**Goal:**
Repeat, exactly and in full, the lines of the listing below, but without any pictures.

**Data lines:**

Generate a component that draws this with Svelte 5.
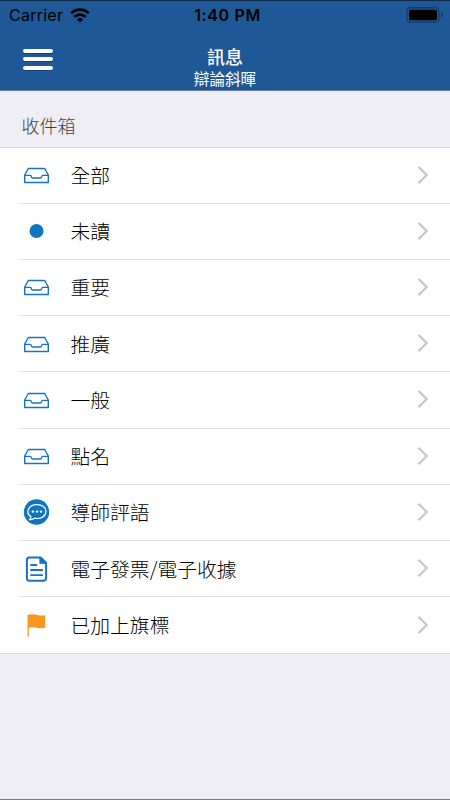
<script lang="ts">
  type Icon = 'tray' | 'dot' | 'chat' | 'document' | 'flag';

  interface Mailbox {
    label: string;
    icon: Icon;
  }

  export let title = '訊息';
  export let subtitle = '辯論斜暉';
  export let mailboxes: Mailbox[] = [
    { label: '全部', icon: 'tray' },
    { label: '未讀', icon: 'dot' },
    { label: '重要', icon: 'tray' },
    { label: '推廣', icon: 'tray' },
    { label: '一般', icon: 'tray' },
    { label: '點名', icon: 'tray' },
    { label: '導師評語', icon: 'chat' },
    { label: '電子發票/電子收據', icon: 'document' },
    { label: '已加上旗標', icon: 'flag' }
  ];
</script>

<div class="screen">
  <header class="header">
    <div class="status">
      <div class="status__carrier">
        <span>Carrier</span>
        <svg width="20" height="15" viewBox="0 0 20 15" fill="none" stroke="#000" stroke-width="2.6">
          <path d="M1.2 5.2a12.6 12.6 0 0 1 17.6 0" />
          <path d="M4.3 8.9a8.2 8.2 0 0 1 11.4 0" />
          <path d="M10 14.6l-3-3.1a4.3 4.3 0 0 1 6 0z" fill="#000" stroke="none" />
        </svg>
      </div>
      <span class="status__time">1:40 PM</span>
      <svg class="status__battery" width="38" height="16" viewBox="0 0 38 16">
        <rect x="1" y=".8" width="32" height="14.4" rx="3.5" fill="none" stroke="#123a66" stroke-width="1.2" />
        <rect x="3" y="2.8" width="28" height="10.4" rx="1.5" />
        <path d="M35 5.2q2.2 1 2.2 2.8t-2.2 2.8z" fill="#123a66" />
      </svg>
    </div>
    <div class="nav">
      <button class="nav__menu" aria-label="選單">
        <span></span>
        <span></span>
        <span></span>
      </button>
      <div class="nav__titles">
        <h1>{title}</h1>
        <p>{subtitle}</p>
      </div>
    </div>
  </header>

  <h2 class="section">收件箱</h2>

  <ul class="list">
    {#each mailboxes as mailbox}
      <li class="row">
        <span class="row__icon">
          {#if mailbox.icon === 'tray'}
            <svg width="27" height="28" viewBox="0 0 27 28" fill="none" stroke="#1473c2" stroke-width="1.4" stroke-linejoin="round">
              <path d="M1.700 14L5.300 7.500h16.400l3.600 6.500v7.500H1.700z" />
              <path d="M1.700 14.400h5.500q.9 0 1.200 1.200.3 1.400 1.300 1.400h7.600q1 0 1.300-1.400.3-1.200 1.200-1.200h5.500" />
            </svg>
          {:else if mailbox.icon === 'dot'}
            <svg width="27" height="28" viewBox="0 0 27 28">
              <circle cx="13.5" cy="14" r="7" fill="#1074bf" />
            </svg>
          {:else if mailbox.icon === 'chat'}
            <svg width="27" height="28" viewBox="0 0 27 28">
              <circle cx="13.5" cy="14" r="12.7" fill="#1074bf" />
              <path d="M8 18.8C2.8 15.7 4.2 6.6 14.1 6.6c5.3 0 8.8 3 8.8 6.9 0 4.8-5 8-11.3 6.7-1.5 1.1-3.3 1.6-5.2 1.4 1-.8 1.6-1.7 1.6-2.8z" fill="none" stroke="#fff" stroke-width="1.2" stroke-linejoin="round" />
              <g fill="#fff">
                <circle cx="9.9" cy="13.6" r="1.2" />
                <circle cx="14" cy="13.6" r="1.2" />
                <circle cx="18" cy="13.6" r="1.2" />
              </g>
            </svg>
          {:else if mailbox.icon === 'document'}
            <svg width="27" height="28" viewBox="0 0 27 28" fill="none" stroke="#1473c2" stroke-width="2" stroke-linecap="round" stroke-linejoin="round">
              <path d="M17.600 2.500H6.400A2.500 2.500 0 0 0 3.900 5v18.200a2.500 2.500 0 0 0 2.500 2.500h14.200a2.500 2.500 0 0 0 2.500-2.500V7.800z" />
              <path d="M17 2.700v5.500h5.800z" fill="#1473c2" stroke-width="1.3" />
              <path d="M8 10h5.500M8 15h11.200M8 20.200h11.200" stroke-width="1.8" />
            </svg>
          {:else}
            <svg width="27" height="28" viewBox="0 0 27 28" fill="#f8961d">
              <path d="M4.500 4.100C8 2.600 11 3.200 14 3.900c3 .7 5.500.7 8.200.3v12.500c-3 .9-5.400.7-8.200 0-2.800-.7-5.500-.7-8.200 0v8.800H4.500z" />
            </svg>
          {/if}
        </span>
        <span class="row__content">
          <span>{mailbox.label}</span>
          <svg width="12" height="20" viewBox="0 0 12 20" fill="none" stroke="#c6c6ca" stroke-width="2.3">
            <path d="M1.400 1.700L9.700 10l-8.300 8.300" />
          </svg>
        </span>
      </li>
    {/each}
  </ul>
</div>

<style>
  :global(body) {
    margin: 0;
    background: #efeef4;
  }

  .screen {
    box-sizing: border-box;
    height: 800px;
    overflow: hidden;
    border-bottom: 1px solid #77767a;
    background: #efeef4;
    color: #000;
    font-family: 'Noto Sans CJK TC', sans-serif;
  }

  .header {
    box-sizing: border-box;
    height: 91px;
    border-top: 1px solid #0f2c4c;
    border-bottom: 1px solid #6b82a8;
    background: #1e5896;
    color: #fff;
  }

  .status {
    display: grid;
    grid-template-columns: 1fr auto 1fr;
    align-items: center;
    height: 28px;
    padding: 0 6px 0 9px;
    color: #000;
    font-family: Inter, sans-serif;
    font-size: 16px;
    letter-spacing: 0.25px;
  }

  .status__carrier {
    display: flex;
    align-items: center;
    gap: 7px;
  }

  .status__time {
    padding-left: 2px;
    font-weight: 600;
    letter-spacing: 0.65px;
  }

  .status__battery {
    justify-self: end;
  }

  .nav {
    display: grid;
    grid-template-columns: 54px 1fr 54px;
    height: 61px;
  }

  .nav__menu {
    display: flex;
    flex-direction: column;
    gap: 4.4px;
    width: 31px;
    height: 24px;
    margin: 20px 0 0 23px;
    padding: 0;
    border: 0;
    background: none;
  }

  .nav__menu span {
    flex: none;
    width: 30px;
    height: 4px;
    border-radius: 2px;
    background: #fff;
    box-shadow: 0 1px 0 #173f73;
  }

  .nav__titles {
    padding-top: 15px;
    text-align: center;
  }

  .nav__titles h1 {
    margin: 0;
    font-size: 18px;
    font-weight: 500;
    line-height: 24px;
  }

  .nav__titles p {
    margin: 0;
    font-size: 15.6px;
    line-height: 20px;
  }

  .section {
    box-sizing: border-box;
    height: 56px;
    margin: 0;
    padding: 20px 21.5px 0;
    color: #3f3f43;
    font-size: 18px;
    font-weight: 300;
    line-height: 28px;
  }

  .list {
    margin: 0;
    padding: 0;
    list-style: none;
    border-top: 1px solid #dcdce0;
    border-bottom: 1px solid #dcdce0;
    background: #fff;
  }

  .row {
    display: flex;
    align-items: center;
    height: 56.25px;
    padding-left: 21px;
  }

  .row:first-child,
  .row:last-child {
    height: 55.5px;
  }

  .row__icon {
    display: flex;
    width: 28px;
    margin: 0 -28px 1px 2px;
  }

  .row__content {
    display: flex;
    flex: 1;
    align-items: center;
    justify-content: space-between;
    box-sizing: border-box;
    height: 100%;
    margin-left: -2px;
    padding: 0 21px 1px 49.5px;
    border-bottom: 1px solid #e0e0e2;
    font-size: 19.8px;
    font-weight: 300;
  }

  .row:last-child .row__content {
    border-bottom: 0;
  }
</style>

**Output for this exercise:**
Generate a component that draws this with Svelte 5.
<script lang="ts">
  type Icon = 'tray' | 'dot' | 'chat' | 'document' | 'flag';

  interface Mailbox {
    label: string;
    icon: Icon;
  }

  export let title = '訊息';
  export let subtitle = '辯論斜暉';
  export let mailboxes: Mailbox[] = [
    { label: '全部', icon: 'tray' },
    { label: '未讀', icon: 'dot' },
    { label: '重要', icon: 'tray' },
    { label: '推廣', icon: 'tray' },
    { label: '一般', icon: 'tray' },
    { label: '點名', icon: 'tray' },
    { label: '導師評語', icon: 'chat' },
    { label: '電子發票/電子收據', icon: 'document' },
    { label: '已加上旗標', icon: 'flag' }
  ];
</script>

<div class="screen">
  <header class="header">
    <div class="status">
      <div class="status__carrier">
        <span>Carrier</span>
        <svg width="20" height="15" viewBox="0 0 20 15" fill="none" stroke="#000" stroke-width="2.6">
          <path d="M1.2 5.2a12.6 12.6 0 0 1 17.6 0" />
          <path d="M4.3 8.9a8.2 8.2 0 0 1 11.4 0" />
          <path d="M10 14.6l-3-3.1a4.3 4.3 0 0 1 6 0z" fill="#000" stroke="none" />
        </svg>
      </div>
      <span class="status__time">1:40 PM</span>
      <svg class="status__battery" width="38" height="16" viewBox="0 0 38 16">
        <rect x="1" y=".8" width="32" height="14.4" rx="3.5" fill="none" stroke="#123a66" stroke-width="1.2" />
        <rect x="3" y="2.8" width="28" height="10.4" rx="1.5" />
        <path d="M35 5.2q2.2 1 2.2 2.8t-2.2 2.8z" fill="#123a66" />
      </svg>
    </div>
    <div class="nav">
      <button class="nav__menu" aria-label="選單">
        <span></span>
        <span></span>
        <span></span>
      </button>
      <div class="nav__titles">
        <h1>{title}</h1>
        <p>{subtitle}</p>
      </div>
    </div>
  </header>

  <h2 class="section">收件箱</h2>

  <ul class="list">
    {#each mailboxes as mailbox}
      <li class="row">
        <span class="row__icon">
          {#if mailbox.icon === 'tray'}
            <svg width="27" height="28" viewBox="0 0 27 28" fill="none" stroke="#1473c2" stroke-width="1.4" stroke-linejoin="round">
              <path d="M1.700 14L5.300 7.500h16.400l3.600 6.500v7.500H1.700z" />
              <path d="M1.700 14.400h5.500q.9 0 1.200 1.200.3 1.400 1.300 1.400h7.600q1 0 1.300-1.400.3-1.200 1.200-1.200h5.500" />
            </svg>
          {:else if mailbox.icon === 'dot'}
            <svg width="27" height="28" viewBox="0 0 27 28">
              <circle cx="13.5" cy="14" r="7" fill="#1074bf" />
            </svg>
          {:else if mailbox.icon === 'chat'}
            <svg width="27" height="28" viewBox="0 0 27 28">
              <circle cx="13.5" cy="14" r="12.7" fill="#1074bf" />
              <path d="M8 18.8C2.8 15.7 4.2 6.6 14.1 6.6c5.3 0 8.8 3 8.8 6.9 0 4.8-5 8-11.3 6.7-1.5 1.1-3.3 1.6-5.2 1.4 1-.8 1.6-1.7 1.6-2.8z" fill="none" stroke="#fff" stroke-width="1.2" stroke-linejoin="round" />
              <g fill="#fff">
                <circle cx="9.9" cy="13.6" r="1.2" />
                <circle cx="14" cy="13.6" r="1.2" />
                <circle cx="18" cy="13.6" r="1.2" />
              </g>
            </svg>
          {:else if mailbox.icon === 'document'}
            <svg width="27" height="28" viewBox="0 0 27 28" fill="none" stroke="#1473c2" stroke-width="2" stroke-linecap="round" stroke-linejoin="round">
              <path d="M17.600 2.500H6.400A2.500 2.500 0 0 0 3.900 5v18.200a2.500 2.500 0 0 0 2.500 2.500h14.200a2.500 2.500 0 0 0 2.500-2.500V7.800z" />
              <path d="M17 2.700v5.500h5.800z" fill="#1473c2" stroke-width="1.3" />
              <path d="M8 10h5.500M8 15h11.200M8 20.200h11.200" stroke-width="1.8" />
            </svg>
          {:else}
            <svg width="27" height="28" viewBox="0 0 27 28" fill="#f8961d">
              <path d="M4.500 4.100C8 2.600 11 3.200 14 3.900c3 .7 5.500.7 8.200.3v12.500c-3 .9-5.400.7-8.200 0-2.800-.7-5.500-.7-8.200 0v8.800H4.500z" />
            </svg>
          {/if}
        </span>
        <span class="row__content">
          <span>{mailbox.label}</span>
          <svg width="12" height="20" viewBox="0 0 12 20" fill="none" stroke="#c6c6ca" stroke-width="2.3">
            <path d="M1.400 1.700L9.700 10l-8.300 8.300" />
          </svg>
        </span>
      </li>
    {/each}
  </ul>
</div>

<style>
  :global(body) {
    margin: 0;
    background: #efeef4;
  }

  .screen {
    box-sizing: border-box;
    height: 800px;
    overflow: hidden;
    border-bottom: 1px solid #77767a;
    background: #efeef4;
    color: #000;
    font-family: 'Noto Sans CJK TC', sans-serif;
  }

  .header {
    box-sizing: border-box;
    height: 91px;
    border-top: 1px solid #0f2c4c;
    border-bottom: 1px solid #6b82a8;
    background: #1e5896;
    color: #fff;
  }

  .status {
    display: grid;
    grid-template-columns: 1fr auto 1fr;
    align-items: center;
    height: 28px;
    padding: 0 6px 0 9px;
    color: #000;
    font-family: Inter, sans-serif;
    font-size: 16px;
    letter-spacing: 0.25px;
  }

  .status__carrier {
    display: flex;
    align-items: center;
    gap: 7px;
  }

  .status__time {
    padding-left: 2px;
    font-weight: 600;
    letter-spacing: 0.65px;
  }

  .status__battery {
    justify-self: end;
  }

  .nav {
    display: grid;
    grid-template-columns: 54px 1fr 54px;
    height: 61px;
  }

  .nav__menu {
    display: flex;
    flex-direction: column;
    gap: 4.4px;
    width: 31px;
    height: 24px;
    margin: 20px 0 0 23px;
    padding: 0;
    border: 0;
    background: none;
  }

  .nav__menu span {
    flex: none;
    width: 30px;
    height: 4px;
    border-radius: 2px;
    background: #fff;
    box-shadow: 0 1px 0 #173f73;
  }

  .nav__titles {
    padding-top: 15px;
    text-align: center;
  }

  .nav__titles h1 {
    margin: 0;
    font-size: 18px;
    font-weight: 500;
    line-height: 24px;
  }

  .nav__titles p {
    margin: 0;
    font-size: 15.6px;
    line-height: 20px;
  }

  .section {
    box-sizing: border-box;
    height: 56px;
    margin: 0;
    padding: 20px 21.5px 0;
    color: #3f3f43;
    font-size: 18px;
    font-weight: 300;
    line-height: 28px;
  }

  .list {
    margin: 0;
    padding: 0;
    list-style: none;
    border-top: 1px solid #dcdce0;
    border-bottom: 1px solid #dcdce0;
    background: #fff;
  }

  .row {
    display: flex;
    align-items: center;
    height: 56.25px;
    padding-left: 21px;
  }

  .row:first-child,
  .row:last-child {
    height: 55.5px;
  }

  .row__icon {
    display: flex;
    width: 28px;
    margin: 0 -28px 1px 2px;
  }

  .row__content {
    display: flex;
    flex: 1;
    align-items: center;
    justify-content: space-between;
    box-sizing: border-box;
    height: 100%;
    margin-left: -2px;
    padding: 0 21px 1px 49.5px;
    border-bottom: 1px solid #e0e0e2;
    font-size: 19.8px;
    font-weight: 300;
  }

  .row:last-child .row__content {
    border-bottom: 0;
  }
</style>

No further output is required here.